What is required |
Repeat each entry exactly and drop the pictures.
[START Raw data]
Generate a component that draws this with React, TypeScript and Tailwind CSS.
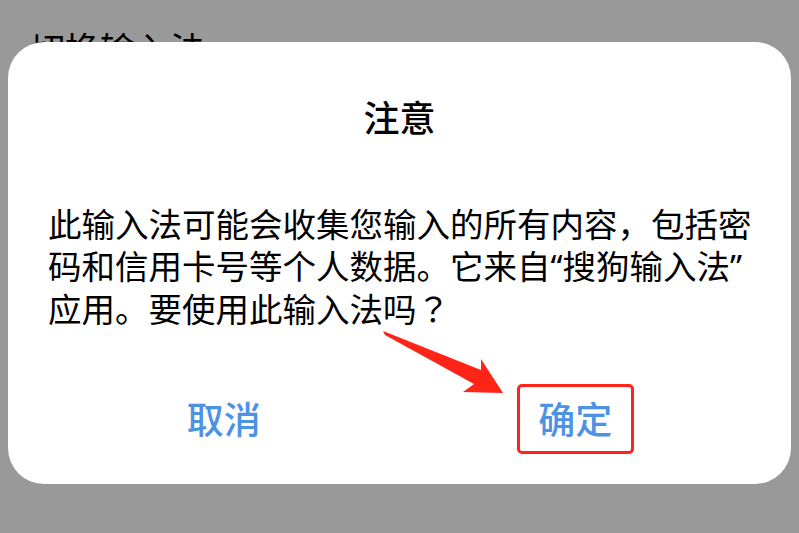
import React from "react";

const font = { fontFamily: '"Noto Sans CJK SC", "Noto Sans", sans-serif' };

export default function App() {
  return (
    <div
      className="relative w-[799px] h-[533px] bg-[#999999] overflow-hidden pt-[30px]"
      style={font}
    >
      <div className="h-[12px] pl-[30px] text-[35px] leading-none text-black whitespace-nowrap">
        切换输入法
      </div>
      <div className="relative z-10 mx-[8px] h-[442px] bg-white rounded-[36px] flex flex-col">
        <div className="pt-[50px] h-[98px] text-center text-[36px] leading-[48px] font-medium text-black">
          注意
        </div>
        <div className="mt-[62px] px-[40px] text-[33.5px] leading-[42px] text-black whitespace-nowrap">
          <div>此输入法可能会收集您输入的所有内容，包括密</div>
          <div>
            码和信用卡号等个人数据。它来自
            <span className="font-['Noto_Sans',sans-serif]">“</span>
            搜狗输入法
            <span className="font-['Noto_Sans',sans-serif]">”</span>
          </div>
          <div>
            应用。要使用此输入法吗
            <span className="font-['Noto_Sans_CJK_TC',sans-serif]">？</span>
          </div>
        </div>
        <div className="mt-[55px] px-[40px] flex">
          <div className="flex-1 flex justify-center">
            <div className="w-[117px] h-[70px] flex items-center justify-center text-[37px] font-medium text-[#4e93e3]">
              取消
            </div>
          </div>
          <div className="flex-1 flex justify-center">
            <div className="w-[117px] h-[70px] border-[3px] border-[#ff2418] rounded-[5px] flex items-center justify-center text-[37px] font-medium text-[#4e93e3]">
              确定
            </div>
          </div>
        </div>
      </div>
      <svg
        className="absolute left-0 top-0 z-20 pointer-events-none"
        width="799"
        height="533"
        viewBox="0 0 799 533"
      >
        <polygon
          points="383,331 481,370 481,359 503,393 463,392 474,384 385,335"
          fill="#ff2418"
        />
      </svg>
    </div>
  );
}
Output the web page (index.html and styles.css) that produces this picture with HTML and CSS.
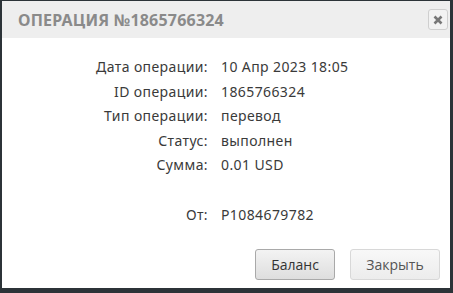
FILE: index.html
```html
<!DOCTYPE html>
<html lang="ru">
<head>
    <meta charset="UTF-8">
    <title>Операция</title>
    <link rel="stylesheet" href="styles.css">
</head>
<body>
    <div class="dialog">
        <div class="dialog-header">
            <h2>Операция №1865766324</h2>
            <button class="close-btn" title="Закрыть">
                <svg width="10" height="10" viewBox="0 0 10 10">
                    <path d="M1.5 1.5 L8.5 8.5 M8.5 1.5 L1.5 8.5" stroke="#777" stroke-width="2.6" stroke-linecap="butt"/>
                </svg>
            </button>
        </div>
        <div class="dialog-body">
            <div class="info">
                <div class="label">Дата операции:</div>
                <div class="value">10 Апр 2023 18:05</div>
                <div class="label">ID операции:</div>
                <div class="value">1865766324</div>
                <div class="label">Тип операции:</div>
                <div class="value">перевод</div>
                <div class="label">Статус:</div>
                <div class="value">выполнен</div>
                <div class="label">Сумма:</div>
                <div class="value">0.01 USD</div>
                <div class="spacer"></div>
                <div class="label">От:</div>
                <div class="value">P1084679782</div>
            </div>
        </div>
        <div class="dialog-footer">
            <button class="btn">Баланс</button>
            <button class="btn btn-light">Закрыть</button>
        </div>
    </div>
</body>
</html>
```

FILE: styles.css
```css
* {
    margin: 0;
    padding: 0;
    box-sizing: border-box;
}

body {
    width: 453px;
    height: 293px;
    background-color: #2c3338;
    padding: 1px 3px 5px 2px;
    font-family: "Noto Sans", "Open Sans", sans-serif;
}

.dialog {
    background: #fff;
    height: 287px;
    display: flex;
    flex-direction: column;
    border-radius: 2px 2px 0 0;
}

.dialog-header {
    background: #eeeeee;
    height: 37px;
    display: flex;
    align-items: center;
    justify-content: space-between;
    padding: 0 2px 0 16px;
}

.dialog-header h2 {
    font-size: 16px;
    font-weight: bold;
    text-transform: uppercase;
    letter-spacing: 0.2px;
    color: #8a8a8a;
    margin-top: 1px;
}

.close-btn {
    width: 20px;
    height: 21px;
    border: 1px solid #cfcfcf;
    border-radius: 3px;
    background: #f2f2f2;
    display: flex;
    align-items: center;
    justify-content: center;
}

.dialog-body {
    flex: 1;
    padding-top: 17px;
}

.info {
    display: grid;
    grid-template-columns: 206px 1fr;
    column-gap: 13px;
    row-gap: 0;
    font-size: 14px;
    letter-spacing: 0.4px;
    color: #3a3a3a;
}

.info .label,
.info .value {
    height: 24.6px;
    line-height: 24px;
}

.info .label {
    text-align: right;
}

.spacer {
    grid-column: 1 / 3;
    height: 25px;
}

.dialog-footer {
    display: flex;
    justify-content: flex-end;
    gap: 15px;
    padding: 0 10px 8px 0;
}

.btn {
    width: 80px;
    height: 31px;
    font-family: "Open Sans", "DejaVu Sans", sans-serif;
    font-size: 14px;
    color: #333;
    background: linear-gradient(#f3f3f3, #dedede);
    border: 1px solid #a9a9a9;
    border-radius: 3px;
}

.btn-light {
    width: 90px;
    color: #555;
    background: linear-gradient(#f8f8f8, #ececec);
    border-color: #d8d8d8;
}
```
[END Raw data]
Complete output |
Generate a component that draws this with React, TypeScript and Tailwind CSS.
import React from "react";

const font = { fontFamily: '"Noto Sans CJK SC", "Noto Sans", sans-serif' };

export default function App() {
  return (
    <div
      className="relative w-[799px] h-[533px] bg-[#999999] overflow-hidden pt-[30px]"
      style={font}
    >
      <div className="h-[12px] pl-[30px] text-[35px] leading-none text-black whitespace-nowrap">
        切换输入法
      </div>
      <div className="relative z-10 mx-[8px] h-[442px] bg-white rounded-[36px] flex flex-col">
        <div className="pt-[50px] h-[98px] text-center text-[36px] leading-[48px] font-medium text-black">
          注意
        </div>
        <div className="mt-[62px] px-[40px] text-[33.5px] leading-[42px] text-black whitespace-nowrap">
          <div>此输入法可能会收集您输入的所有内容，包括密</div>
          <div>
            码和信用卡号等个人数据。它来自
            <span className="font-['Noto_Sans',sans-serif]">“</span>
            搜狗输入法
            <span className="font-['Noto_Sans',sans-serif]">”</span>
          </div>
          <div>
            应用。要使用此输入法吗
            <span className="font-['Noto_Sans_CJK_TC',sans-serif]">？</span>
          </div>
        </div>
        <div className="mt-[55px] px-[40px] flex">
          <div className="flex-1 flex justify-center">
            <div className="w-[117px] h-[70px] flex items-center justify-center text-[37px] font-medium text-[#4e93e3]">
              取消
            </div>
          </div>
          <div className="flex-1 flex justify-center">
            <div className="w-[117px] h-[70px] border-[3px] border-[#ff2418] rounded-[5px] flex items-center justify-center text-[37px] font-medium text-[#4e93e3]">
              确定
            </div>
          </div>
        </div>
      </div>
      <svg
        className="absolute left-0 top-0 z-20 pointer-events-none"
        width="799"
        height="533"
        viewBox="0 0 799 533"
      >
        <polygon
          points="383,331 481,370 481,359 503,393 463,392 474,384 385,335"
          fill="#ff2418"
        />
      </svg>
    </div>
  );
}
Output the web page (index.html and styles.css) that produces this picture with HTML and CSS.
FILE: index.html
```html
<!DOCTYPE html>
<html lang="ru">
<head>
    <meta charset="UTF-8">
    <title>Операция</title>
    <link rel="stylesheet" href="styles.css">
</head>
<body>
    <div class="dialog">
        <div class="dialog-header">
            <h2>Операция №1865766324</h2>
            <button class="close-btn" title="Закрыть">
                <svg width="10" height="10" viewBox="0 0 10 10">
                    <path d="M1.5 1.5 L8.5 8.5 M8.5 1.5 L1.5 8.5" stroke="#777" stroke-width="2.6" stroke-linecap="butt"/>
                </svg>
            </button>
        </div>
        <div class="dialog-body">
            <div class="info">
                <div class="label">Дата операции:</div>
                <div class="value">10 Апр 2023 18:05</div>
                <div class="label">ID операции:</div>
                <div class="value">1865766324</div>
                <div class="label">Тип операции:</div>
                <div class="value">перевод</div>
                <div class="label">Статус:</div>
                <div class="value">выполнен</div>
                <div class="label">Сумма:</div>
                <div class="value">0.01 USD</div>
                <div class="spacer"></div>
                <div class="label">От:</div>
                <div class="value">P1084679782</div>
            </div>
        </div>
        <div class="dialog-footer">
            <button class="btn">Баланс</button>
            <button class="btn btn-light">Закрыть</button>
        </div>
    </div>
</body>
</html>
```

FILE: styles.css
```css
* {
    margin: 0;
    padding: 0;
    box-sizing: border-box;
}

body {
    width: 453px;
    height: 293px;
    background-color: #2c3338;
    padding: 1px 3px 5px 2px;
    font-family: "Noto Sans", "Open Sans", sans-serif;
}

.dialog {
    background: #fff;
    height: 287px;
    display: flex;
    flex-direction: column;
    border-radius: 2px 2px 0 0;
}

.dialog-header {
    background: #eeeeee;
    height: 37px;
    display: flex;
    align-items: center;
    justify-content: space-between;
    padding: 0 2px 0 16px;
}

.dialog-header h2 {
    font-size: 16px;
    font-weight: bold;
    text-transform: uppercase;
    letter-spacing: 0.2px;
    color: #8a8a8a;
    margin-top: 1px;
}

.close-btn {
    width: 20px;
    height: 21px;
    border: 1px solid #cfcfcf;
    border-radius: 3px;
    background: #f2f2f2;
    display: flex;
    align-items: center;
    justify-content: center;
}

.dialog-body {
    flex: 1;
    padding-top: 17px;
}

.info {
    display: grid;
    grid-template-columns: 206px 1fr;
    column-gap: 13px;
    row-gap: 0;
    font-size: 14px;
    letter-spacing: 0.4px;
    color: #3a3a3a;
}

.info .label,
.info .value {
    height: 24.6px;
    line-height: 24px;
}

.info .label {
    text-align: right;
}

.spacer {
    grid-column: 1 / 3;
    height: 25px;
}

.dialog-footer {
    display: flex;
    justify-content: flex-end;
    gap: 15px;
    padding: 0 10px 8px 0;
}

.btn {
    width: 80px;
    height: 31px;
    font-family: "Open Sans", "DejaVu Sans", sans-serif;
    font-size: 14px;
    color: #333;
    background: linear-gradient(#f3f3f3, #dedede);
    border: 1px solid #a9a9a9;
    border-radius: 3px;
}

.btn-light {
    width: 90px;
    color: #555;
    background: linear-gradient(#f8f8f8, #ececec);
    border-color: #d8d8d8;
}
```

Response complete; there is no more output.